### Do this
Tally up the lines carrying the string "index" and respond with only the resulting number.

### Source data
>> start
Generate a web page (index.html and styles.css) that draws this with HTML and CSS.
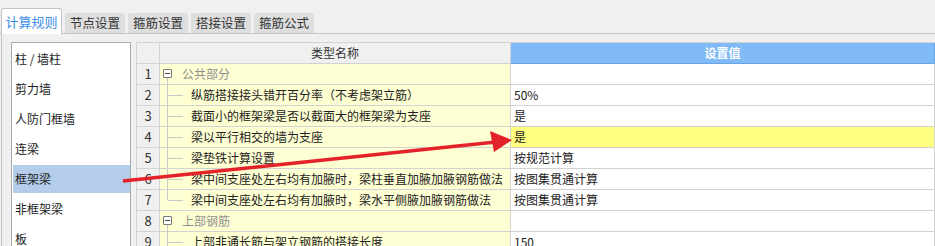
FILE: index.html
```html
<!DOCTYPE html>
<html lang="zh">
  <head>
    <meta charset="UTF-8" />
    <title>计算规则</title>
    <link rel="stylesheet" href="styles.css">
  </head>
  <body>
    <div class="app">
      <div class="tabs">
        <div class="tab active">计算规则</div>
        <div class="tab">节点设置</div>
        <div class="tab">箍筋设置</div>
        <div class="tab">搭接设置</div>
        <div class="tab">箍筋公式</div>
      </div>

      <div class="main">
        <ul class="side">
          <li>柱 / 墙柱</li>
          <li>剪力墙</li>
          <li>人防门框墙</li>
          <li>连梁</li>
          <li class="on">框架梁</li>
          <li>非框架梁</li>
          <li>板</li>
        </ul>

        <div class="grid">
          <div class="hd num"></div>
          <div class="hd">类型名称</div>
          <div class="hd blue">设置值</div>

          <div class="num">1</div>
          <div class="name group first"><span class="box"></span>公共部分</div>
          <div class="val"></div>

          <div class="num">2</div>
          <div class="name child">纵筋搭接接头错开百分率（不考虑架立筋）</div>
          <div class="val">50%</div>

          <div class="num">3</div>
          <div class="name child">截面小的框架梁是否以截面大的框架梁为支座</div>
          <div class="val">是</div>

          <div class="num">4</div>
          <div class="name child">梁以平行相交的墙为支座</div>
          <div class="val hot">是</div>

          <div class="num">5</div>
          <div class="name child">梁垫铁计算设置</div>
          <div class="val">按规范计算</div>

          <div class="num">6</div>
          <div class="name child">梁中间支座处左右均有加腋时，梁柱垂直加腋加腋钢筋做法</div>
          <div class="val">按图集贯通计算</div>

          <div class="num">7</div>
          <div class="name child last">梁中间支座处左右均有加腋时，梁水平侧腋加腋钢筋做法</div>
          <div class="val">按图集贯通计算</div>

          <div class="num">8</div>
          <div class="name group"><span class="box"></span>上部钢筋</div>
          <div class="val"></div>

          <div class="num">9</div>
          <div class="name child">上部非通长筋与架立钢筋的搭接长度</div>
          <div class="val">150</div>
        </div>
      </div>

      <svg class="arrow" width="935" height="246" viewBox="0 0 935 246">
        <line x1="123" y1="181" x2="496" y2="142" stroke="#e4222a" stroke-width="3.5" />
        <polygon points="512,140 490,131 494,152" fill="#e4222a" />
      </svg>
    </div>
  </body>
</html>
```

FILE: styles.css
```css
* {
  margin: 0;
  padding: 0;
  box-sizing: border-box;
}

body {
  width: 935px;
  height: 246px;
  overflow: hidden;
  background: #f0f0f0;
  font-family: "Noto Sans CJK SC", "Microsoft YaHei", sans-serif;
  font-size: 12px;
  color: #222;
}

.app {
  position: relative;
  height: 246px;
}

/* tabs */
.tabs {
  display: flex;
  align-items: flex-end;
  gap: 3px;
  height: 34px;
  padding-left: 1px;
  border-bottom: 1px solid #c4c4c4;
}

.tab {
  width: 60px;
  height: 20px;
  line-height: 20px;
  text-align: center;
  background: #dedede;
  border-radius: 3px 3px 0 0;
  color: #333;
  font-size: 12.5px;
}

.tab.active {
  width: 61px;
  height: 26px;
  line-height: 25px;
  margin-bottom: -1px;
  background: #fff;
  border: 1px solid #c4c4c4;
  border-bottom: none;
  color: #3a8ee6;
  font-size: 13px;
}

/* body */
.main {
  display: flex;
  gap: 5px;
  height: 212px;
  margin-left: 1px;
  padding: 8px 0 0 9px;
  border-left: 1px solid #c4c4c4;
  overflow: hidden;
}

.side {
  list-style: none;
  width: 120px;
  height: 260px;
  flex-shrink: 0;
  padding-top: 2px;
  background: #fff;
  border: 1px solid #ababab;
}

.side li {
  height: 28px;
  line-height: 28px;
  margin: 0 0 2px 1px;
  padding-left: 2px;
}

.side li.on {
  background: #b4cdeb;
}

/* grid */
.grid {
  flex: 1;
  display: grid;
  grid-template-columns: 23px 351px 1fr;
  grid-auto-rows: 21px;
  align-self: flex-start;
  background: #fff;
  border-left: 1px solid #d2d2d2;
  border-top: 1px solid #d2d2d2;
}

.grid > div {
  line-height: 20px;
  border-right: 1px solid #d2d2d2;
  border-bottom: 1px solid #d2d2d2;
  white-space: nowrap;
  overflow: hidden;
}

.hd {
  background: #f0f0f0;
  text-align: center;
  color: #333;
}

.hd.blue {
  background: #80bbf7;
  border-color: #68a5e6 !important;
  color: #fff;
  font-weight: bold;
}

.num {
  background: #f0f0f0;
  text-align: center;
  color: #333;
  font-size: 13px;
}

.name {
  position: relative;
  background: #ffffd4;
}

.val {
  padding-left: 3px;
}

.val.hot {
  background: #ffff80;
}

/* tree */
.group {
  padding-left: 22px;
  color: #8f8f8f;
}

.group .box {
  position: absolute;
  left: 3px;
  top: 5px;
  width: 9px;
  height: 9px;
  border: 1px solid #7a7a7a;
  border-radius: 1px;
  background: #fff;
}

.group .box::after {
  content: "";
  position: absolute;
  left: 1px;
  top: 3px;
  width: 5px;
  height: 1px;
  background: #444;
}

.group::after {
  content: "";
  position: absolute;
  left: 7px;
  top: 14px;
  bottom: -1px;
  width: 1px;
  background: #c8c8c8;
}

.child {
  padding-left: 31px;
}

.child::before {
  content: "";
  position: absolute;
  left: 7px;
  top: 0;
  bottom: -1px;
  width: 1px;
  background: #c8c8c8;
}

.child.last::before {
  bottom: 10px;
}

.child::after {
  content: "";
  position: absolute;
  left: 8px;
  top: 10px;
  width: 15px;
  height: 1px;
  background: #c8c8c8;
}

/* annotation */
.arrow {
  position: absolute;
  left: 0;
  top: 0;
  pointer-events: none;
}
```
>> end
### The output
2